A dança é múltipla e pode ser vivida de várias formas, com diversos graus de intensidade e de aplicação. É uma linguagem artística — e, por isso, jamais poderia prescindir da noção de estética —, mas pode se transformar também em um ritual que conecta indivíduo e coletividade, ou numa prática de meditação que perpassa corpo, mente e espírito. Ela está em qualquer lugar, o tempo inteiro: nos gestos cotidianos, nos animais, nas paisagens e até nos objetos em movimento.
Aprendi a dançar suando numa sala de ensaio,
Aprendi a dançar observando meus gatos, […]
Aprendi a dançar olhando minha avó preparar sopa de legumes,
Aprendi a dançar assistindo a grandes bailarinos no palco,
Aprendi a dançar me exercitando na barra,
Aprendi a dançar nadando no mar.
Junto com o processo de alienação da natureza, do outro e, enfim, de si mesmo (Marx, Trabalho alienado), o indivíduo da modernidade também desaprendeu a dançar. Béjart sublinha a urgência de voltar a práticas vinculadas à dança e ao movimento, desautomatizando as cristalizações da percepção e sacudindo o sedentarismo do dia a dia.

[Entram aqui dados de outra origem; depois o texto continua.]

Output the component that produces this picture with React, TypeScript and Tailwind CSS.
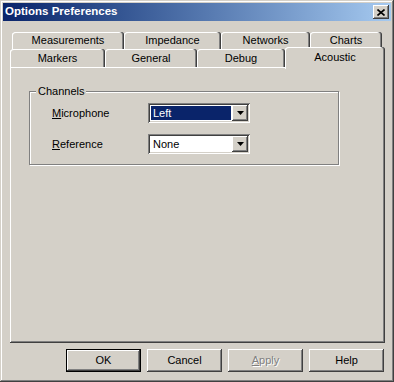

Em um balé — escreve Béjart —, o mais importante não é a coreografia, mas o intérprete, porque, sem ele, nada existiria. Diversamente de uma coreografia ou de um improviso, um poema sobrevive ao tempo da própria redação, mantendo-se acessível independentemente do corpo de quem escreve ou declama (em seu suporte original ou em seu meio de reprodução). A dança, por outro lado, é a celebração do presente, a captura do instante: não existe senão no corpo em movimento, que, potencialmente infinito dentro de seus limites, possui sabedoria e memória que funcionam junto com a mente, mas que também a precedem e transcendem.
Assim como em seu trabalho coreográfico, Béjart consegue se despir de artificialidade e redundância; em suas cartas, ele também opta por uma abordagem límpida e direta. Combinando materialidade do corpo, relatos pessoais, pensamento filosófico e fragmentos poéticos, ilumina um percurso feito de harmonia e contrastes: o sentimento de plenitude e a falta, a ambiguidade e o desejo, que, ao longo de sua carreira, conseguiu transformar em dança.